No hizo otra cosa en su vida que repartir cartas, vender periódicos y terminar siendo librero de los buenos y más prósperos. Descubrió el mundo para los demás a través del libro que ofrecía desde la “Librería Venezuela”, establecimiento que fundó en la calle de su nombre entre lo que era entonces “Morales y Luces” del sacerdote Mirco Falé y la Oficina del Correo de Ciudad Bolívar.
La Librería Venezuela fue importante desde entonces gracias a la constancia y pasión de su dueño y que en cierto modo vino a llenar el vacío dejado por la Librería Hispana de los Requesen.

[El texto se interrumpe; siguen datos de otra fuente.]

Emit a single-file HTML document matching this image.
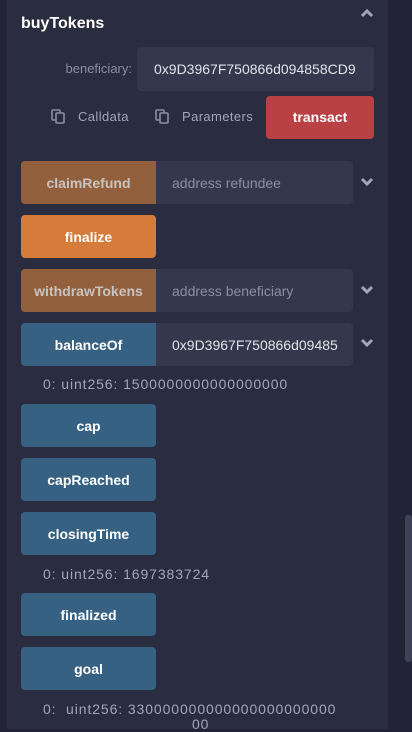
<!DOCTYPE html>
<html><head><style>
*{box-sizing:border-box;margin:0;padding:0}
body{width:412px;height:729px;overflow:hidden;background:#222336;font-family:"Liberation Sans",sans-serif;position:relative}
.panel{position:absolute;left:7px;top:0;width:381px;height:729px;background:#2a2c3f}
.a{position:absolute}
.btn{position:absolute;left:21px;width:135px;height:43px;border-radius:4px;color:#fff;font-weight:bold;font-size:14px;display:flex;align-items:center;justify-content:center}
.blue{background:#366182}
.or{background:#93603d;color:#c9c3c0;border-radius:4px 0 0 4px}
.inp{position:absolute;left:156px;width:197px;height:43px;background:#35384c;border-radius:0 4px 4px 0;color:#8a8ea6;font-size:14px;padding-left:16px;display:flex;align-items:center;overflow:hidden;white-space:nowrap}
.out{position:absolute;left:43px;color:#a2a6ba;font-size:14px;letter-spacing:0.9px}
.chev{position:absolute;left:360px;width:14px;height:14px}
</style></head><body>
<div class="panel"></div>
<div class="a" style="left:405px;top:515px;width:7px;height:147px;background:#3e4157;border-radius:3px"></div>
<div class="a" style="left:21px;top:15px;color:#fff;font-weight:bold;font-size:16px">buyTokens</div>
<svg class="chev" style="top:6px" viewBox="0 0 14 14"><path d="M2 10 L7 5 L12 10" stroke="#a2a6ba" stroke-width="3" fill="none"/></svg>
<div class="a" style="left:40px;top:61px;width:92px;text-align:right;color:#8a8ea6;font-size:13px">beneficiary:</div>
<div class="a" style="left:137px;top:47px;width:237px;height:44px;background:#35384c;border-radius:4px;color:#e0e2ea;font-size:14px;padding-left:17px;line-height:44px;overflow:hidden;white-space:nowrap">0x9D3967F750866d094858CD9</div>
<svg class="a" style="left:51px;top:109px" width="14" height="15" viewBox="0 0 14 15"><rect x="1" y="1" width="8" height="10" rx="1" stroke="#8a8ea6" stroke-width="1.6" fill="none"/><rect x="5" y="4" width="8" height="10" rx="1" stroke="#8a8ea6" stroke-width="1.6" fill="#2a2c3f"/></svg>
<div class="a" style="left:78px;top:109px;color:#a2a6ba;font-size:13px;letter-spacing:0.4px">Calldata</div>
<svg class="a" style="left:155px;top:109px" width="14" height="15" viewBox="0 0 14 15"><rect x="1" y="1" width="8" height="10" rx="1" stroke="#8a8ea6" stroke-width="1.6" fill="none"/><rect x="5" y="4" width="8" height="10" rx="1" stroke="#8a8ea6" stroke-width="1.6" fill="#2a2c3f"/></svg>
<div class="a" style="left:182px;top:109px;color:#a2a6ba;font-size:13px;letter-spacing:0.4px">Parameters</div>
<div class="a" style="left:266px;top:96px;width:108px;height:43px;background:#b94043;border-radius:4px;color:#fff;font-weight:bold;font-size:14px;line-height:43px;text-align:center">transact</div>

<div class="btn or" style="top:161px">claimRefund</div>
<div class="inp" style="top:161px">address refundee</div>
<svg class="chev" style="top:175px" viewBox="0 0 14 14"><path d="M2 4 L7 9 L12 4" stroke="#a2a6ba" stroke-width="3" fill="none"/></svg>

<div class="btn" style="top:215px;background:#d57c3a">finalize</div>

<div class="btn or" style="top:269px">withdrawTokens</div>
<div class="inp" style="top:269px">address beneficiary</div>
<svg class="chev" style="top:283px" viewBox="0 0 14 14"><path d="M2 4 L7 9 L12 4" stroke="#a2a6ba" stroke-width="3" fill="none"/></svg>

<div class="btn blue" style="top:323px;border-radius:4px 0 0 4px">balanceOf</div>
<div class="inp" style="top:323px;color:#e0e2ea">0x9D3967F750866d09485</div>
<svg class="chev" style="top:336px" viewBox="0 0 14 14"><path d="M2 4 L7 9 L12 4" stroke="#a2a6ba" stroke-width="3" fill="none"/></svg>
<div class="out" style="top:376px">0: uint256: 1500000000000000000</div>

<div class="btn blue" style="top:404px">cap</div>
<div class="btn blue" style="top:458px">capReached</div>
<div class="btn blue" style="top:512px">closingTime</div>
<div class="out" style="top:566px">0: uint256: 1697383724</div>
<div class="btn blue" style="top:593px">finalized</div>
<div class="btn blue" style="top:647px">goal</div>
<div class="out" style="top:701px">0:&nbsp; uint256: 330000000000000000000000</div>
<div class="out" style="top:716px;left:192px">00</div>
</body></html>
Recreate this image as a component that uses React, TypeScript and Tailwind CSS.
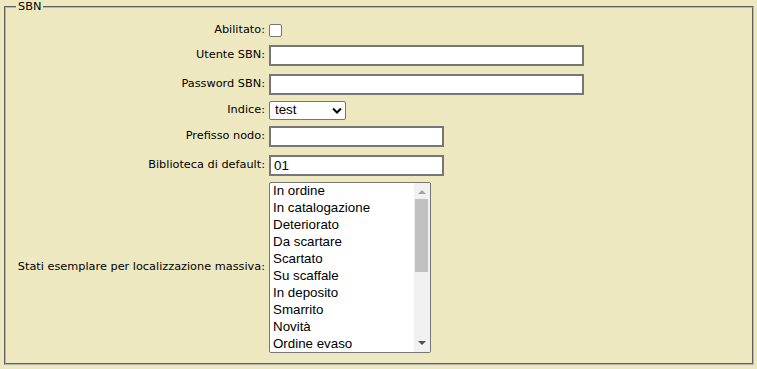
import * as React from "react"

const stati = [
  "In ordine",
  "In catalogazione",
  "Deteriorato",
  "Da scartare",
  "Scartato",
  "Su scaffale",
  "In deposito",
  "Smarrito",
  "Novità",
  "Ordine evaso",
]

function Row({ label, height, children }: { label: string; height: string; children: React.ReactNode }) {
  return (
    <div className={`flex items-center ${height}`}>
      <div className="w-[260px] shrink-0 text-right pr-[1px]">{label}</div>
      <div className="ml-[3px] flex items-center">{children}</div>
    </div>
  )
}

function TextBox({ width, value = "" }: { width: string; value?: string }) {
  return (
    <input
      type="text"
      readOnly
      defaultValue={value}
      className={`${width} h-[21px] border-2 border-[#767676] bg-white px-[3px] text-[13.33px] text-black outline-none [font-family:'Liberation_Sans',Arial,sans-serif]`}
    />
  )
}

export default function App() {
  return (
    <div className="min-h-screen bg-[#eee8c1] pt-0 text-[11.3px] text-black [font-family:'DejaVu_Sans',Verdana,sans-serif]">
      <fieldset className="ml-[4px] mr-[3px] border-2 border-[#b4b4b4] [border-style:groove] pt-[6px] pb-[7px]">
        <legend className="ml-[10px] px-[2px] leading-[14px]">SBN</legend>

        <Row label="Abilitato:" height="h-[21px]">
          <div className="h-[13px] w-[13px] rounded-[2px] border border-[#767676] bg-white" />
        </Row>

        <Row label="Utente SBN:" height="h-[29px]">
          <TextBox width="w-[315px]" />
        </Row>

        <Row label="Password SBN:" height="h-[29px]">
          <TextBox width="w-[315px]" />
        </Row>

        <Row label="Indice:" height="h-[22px]">
          <div className="flex h-[19px] w-[77px] items-center justify-between rounded-[2px] border border-[#767676] bg-white pl-[5px] pr-[3px] text-[13.33px] [font-family:'Liberation_Sans',Arial,sans-serif]">
            <span>test</span>
            <svg width="10" height="7" viewBox="0 0 10 7">
              <polyline points="1,1.5 5,5.5 9,1.5" fill="none" stroke="#000" strokeWidth="2" />
            </svg>
          </div>
        </Row>

        <Row label="Prefisso nodo:" height="h-[31px]">
          <TextBox width="w-[175px]" />
        </Row>

        <Row label="Biblioteca di default:" height="h-[27px]">
          <TextBox width="w-[175px]" value="01" />
        </Row>

        <Row label="Stati esemplare per localizzazione massiva:" height="h-[177px]">
          <div className="flex h-[171px] w-[162px] overflow-hidden rounded-[2px] border border-[#767676] bg-white text-[13.33px] [font-family:'Liberation_Sans',Arial,sans-serif]">
            <div className="flex-1">
              {stati.map((s) => (
                <div key={s} className="h-[17px] pl-[3px] leading-[16px] whitespace-nowrap">
                  {s}
                </div>
              ))}
            </div>
            <div className="flex w-[16px] flex-col bg-[#f1f1f1]">
              <div className="flex h-[16px] items-center justify-center">
                <svg width="8" height="5" viewBox="0 0 8 5">
                  <polygon points="0,5 4,1 8,5" fill="#a3a3a3" />
                </svg>
              </div>
              <div className="flex-1">
                <div className="ml-[1px] mr-[2px] h-[73px] bg-[#c1c1c1]" />
              </div>
              <div className="flex h-[17px] items-center justify-center">
                <svg width="8" height="5" viewBox="0 0 8 5">
                  <polygon points="0,0 8,0 4,4" fill="#505050" />
                </svg>
              </div>
            </div>
          </div>
        </Row>
      </fieldset>
    </div>
  )
}
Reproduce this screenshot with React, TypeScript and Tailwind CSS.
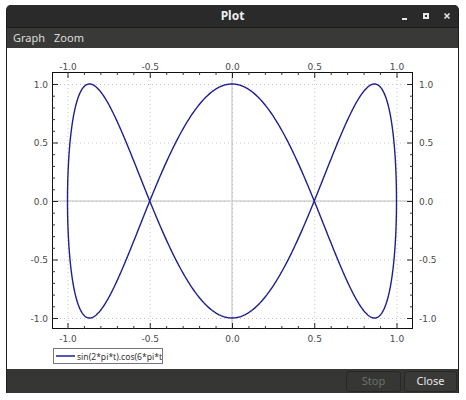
import React from "react"

// plot geometry (svg coords inside the white client area)
const X0 = 225
const SX = 164.5
const Y0 = 153
const SY = 117
const BOX = { l: 45, t: 24, r: 406, b: 281 }

const px = (x: number) => X0 + SX * x
const py = (y: number) => Y0 - SY * y

function curvePath() {
  const pts: string[] = []
  const n = 1200
  for (let i = 0; i <= n; i++) {
    const t = i / n
    const x = Math.sin(2 * Math.PI * t)
    const y = Math.cos(6 * Math.PI * t)
    pts.push(`${i === 0 ? "M" : "L"}${px(x).toFixed(2)},${py(y).toFixed(2)}`)
  }
  return pts.join(" ")
}

const majors = [-1, -0.5, 0, 0.5, 1]
const minors: number[] = []
for (let i = -10; i <= 10; i++) {
  if (i % 5 !== 0) minors.push(i / 10)
}
const fmt = (v: number) => v.toFixed(1)

function Plot() {
  const labelCls = "fill-[#4a4a4a]"
  return (
    <svg width="451" height="321" className="block" style={{ fontFamily: "'DejaVu Sans', sans-serif" }}>
      <defs>
        <clipPath id="legendClip">
          <rect x="46" y="300" width="109" height="15" />
        </clipPath>
        <clipPath id="boxClip">
          <rect x={BOX.l} y={BOX.t} width={BOX.r - BOX.l} height={BOX.b - BOX.t} />
        </clipPath>
      </defs>

      {/* zero lines */}
      <line x1={px(0)} y1={BOX.t} x2={px(0)} y2={BOX.b} stroke="#dedede" strokeWidth="2" />
      <line x1={BOX.l} y1={py(0)} x2={BOX.r} y2={py(0)} stroke="#dedede" strokeWidth="2" />

      {/* dotted grid */}
      {majors.map((v) => (
        <g key={"g" + v}>
          <line x1={px(v) + 0.5} y1={BOX.t} x2={px(v) + 0.5} y2={BOX.b} stroke="#c4c4c4" strokeWidth="1" strokeDasharray="1 3" />
          <line x1={BOX.l} y1={py(v) + 0.5} x2={BOX.r} y2={py(v) + 0.5} stroke="#c4c4c4" strokeWidth="1" strokeDasharray="1 3" />
        </g>
      ))}

      {/* curve */}
      <path d={curvePath()} fill="none" stroke="#1f1f8f" strokeWidth="1.4" clipPath="url(#boxClip)" />

      {/* frame */}
      <rect x={BOX.l + 0.5} y={BOX.t + 0.5} width={BOX.r - BOX.l - 1} height={BOX.b - BOX.t - 1} fill="none" stroke="#111" strokeWidth="1" />

      {/* ticks */}
      {majors.map((v) => (
        <g key={"M" + v} stroke="#222" strokeWidth="1">
          <line x1={px(v) + 0.5} y1={BOX.t} x2={px(v) + 0.5} y2={BOX.t + 6} />
          <line x1={px(v) + 0.5} y1={BOX.b} x2={px(v) + 0.5} y2={BOX.b - 6} />
          <line x1={BOX.l} y1={py(v) + 0.5} x2={BOX.l + 6} y2={py(v) + 0.5} />
          <line x1={BOX.r} y1={py(v) + 0.5} x2={BOX.r - 6} y2={py(v) + 0.5} />
        </g>
      ))}
      {minors.map((v) => (
        <g key={"m" + v} stroke="#333" strokeWidth="1">
          <line x1={px(v) + 0.5} y1={BOX.t} x2={px(v) + 0.5} y2={BOX.t + 3} />
          <line x1={px(v) + 0.5} y1={BOX.b} x2={px(v) + 0.5} y2={BOX.b - 3} />
          <line x1={BOX.l} y1={py(v) + 0.5} x2={BOX.l + 3} y2={py(v) + 0.5} />
          <line x1={BOX.r} y1={py(v) + 0.5} x2={BOX.r - 3} y2={py(v) + 0.5} />
        </g>
      ))}

      {/* labels */}
      {majors.map((v) => (
        <g key={"l" + v} fontSize="9" className={labelCls}>
          <text x={px(v) + 0.5} y={BOX.t - 2} textAnchor="middle">{fmt(v)}</text>
          <text x={px(v) + 0.5} y={BOX.b + 13} textAnchor="middle">{fmt(v)}</text>
          <text x={BOX.l - 4} y={py(v) + 3.5} textAnchor="end">{fmt(v)}</text>
          <text x={BOX.r + 6} y={py(v) + 3.5} textAnchor="start">{fmt(v)}</text>
        </g>
      ))}

      {/* legend */}
      <rect x="46.5" y="300.5" width="109" height="15" fill="#fff" stroke="#777" />
      <g clipPath="url(#legendClip)">
        <line x1="49" y1="308" x2="68" y2="308" stroke="#1f1f8f" strokeWidth="1.4" />
        <text x="70" y="311.5" fontSize="8.6" className="fill-[#333]" style={{ fontFamily: "'Noto Sans', sans-serif" }}>
          sin(2*pi*t).cos(6*pi*t)
        </text>
      </g>
    </svg>
  )
}

export default function App() {
  return (
    <div className="w-[466px] h-[400px] bg-white pt-[5px] pl-[6px]" style={{ fontFamily: "'Noto Sans', 'Open Sans', sans-serif" }}>
      <div className="w-[453px] h-[388px] flex flex-col rounded-t-[5px] overflow-hidden bg-[#2c2c2c] border-x border-[#1e1e1e]">
        {/* title bar */}
        <div className="h-[23px] shrink-0 relative flex items-center justify-center bg-[#2a2a2a] border-b border-[#1c1c1c]">
          <span className="text-[12px] font-bold text-[#eeeeee] leading-none">Plot</span>
          <div className="absolute right-[7px] top-0 h-full flex items-center gap-[13px]">
            <svg width="8" height="8" viewBox="0 0 8 8">
              <rect x="1" y="6" width="5" height="2" fill="#e6e6e6" />
            </svg>
            <svg width="8" height="8" viewBox="0 0 8 8">
              <rect x="1" y="1" width="6" height="6" fill="#e6e6e6" />
              <rect x="3" y="3" width="2" height="2" fill="#2a2a2a" />
            </svg>
            <svg width="8" height="8" viewBox="0 0 8 8">
              <path d="M1.5 1.5 L6.5 6.5 M6.5 1.5 L1.5 6.5" stroke="#e6e6e6" strokeWidth="1.6" />
            </svg>
          </div>
        </div>
        {/* menu bar */}
        <div className="h-[20px] shrink-0 flex items-center gap-[9px] px-[6px] bg-[#393a38] text-[11px] text-[#dddddd]">
          <span>Graph</span>
          <span>Zoom</span>
        </div>
        {/* client area */}
        <div className="h-[321px] shrink-0 bg-white">
          <Plot />
        </div>
        {/* bottom bar */}
        <div className="flex-1 flex items-center justify-end gap-[3px] pr-[1px] bg-[#363735]">
          <button className="w-[55px] h-[21px] rounded-[3px] border border-[#272827] text-[11px] text-[#6f706e] bg-[#363735]">Stop</button>
          <button className="w-[53px] h-[21px] rounded-[3px] border border-[#272827] text-[11px] text-[#e8e8e8] bg-[#393a38]">Close</button>
        </div>
      </div>
    </div>
  )
}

Vender libros, desde la época más antigua es oficio por demás reconfortante para el intelecto y el espíritu, pero con sus naturales vicisitudes. Tiene sus contratiempos como cualquier otro oficio cuyo éxito depende del crédito nunca cómodo en un país tan económicamente dependiente y fluctuante como el nuestro, de la regularidad de una demanda siempre alterada por la competencia y la inflación, de la capacidad de sacrificio que tenga el librero para resistir ajenas exigencias a su oficio; del aprovechamiento del tiempo libre en la lectura para conocer mejor el producto que ofrece y del buen humor, tolerancia y amabilidad con una clientela heterogénea y diversa.
De Pedro Vicente Gómez podemos decir que reunía esas cualidades y allí su éxito y su fama de buen librero. Un buen librero que comenzó prácticamente de la nada, siguiendo la vocación de su padre Juan Vicente Gómez que era tipógrafo de la Librería Hispana y que entonces, inicialmente, él se refugiaba en el oficio de cartero.
Pedro Vicente Gómez fue distribuidor de las publicaciones de la Cadena Capriles durante largo tiempo y en los años sesenta, a solicitud de Capriles, me propuso desempeñar la Corresponsalía. No tenía experiencia del reporterismo de calles. Era sólo conocido como columnista aficionado de los diarios El Luchador y El Bolivarense. Acepté con sueldo de 400 bolívares y debía enviar las informaciones por triplicado que luego la Cadena distribuía entre Élite, Ultimas Noticias y La Esfera cuando era dirigida por Óscar Yánes (Chivo Negro). De allí salté a El Nacional para sustituir a José Luis Mendoza, quien pasó a otro destino.
Pocos días antes de morir a consecuencia de una cirrosis renal me mandó a buscar con su esposa (era casado en segundas nupcias) para poner en mis manos personalmente un libro sobre la monarquía en América (“Fernando VII y los nuevos estados”) del académico Carlos Villanueva, así como un material sobre el Congreso Anfictiónico de Panamá.
En aquella ocasión de octubre de 1991, le propuse escribir sobre él y le pregunté cómo quería que lo diera a conocer. Como comerciante, masón, directivo de la Cámara de Comercio o simplemente como librero. Me contestó, que le gustaba más lo de “librero” aunque en nuestro país ser librero es un oficio que, por lo menos oficialmente, no existe. Por ejemplo, cuando nos toca llenar cualquier planilla aparecen cientos de profesiones, oficios y ocupaciones, menos la de librero. Se preguntaba y preguntaba cómo era posible que en un país donde hay cientos de librerías, la mayoría de las personas no sepan que hay gente que se dedica a este oficio, tan importante como el de bibliotecario, maestro, archivero, cartero o pregonero; un oficio que en algunos países es una profesión, tan respetada como la de médico o ingeniero.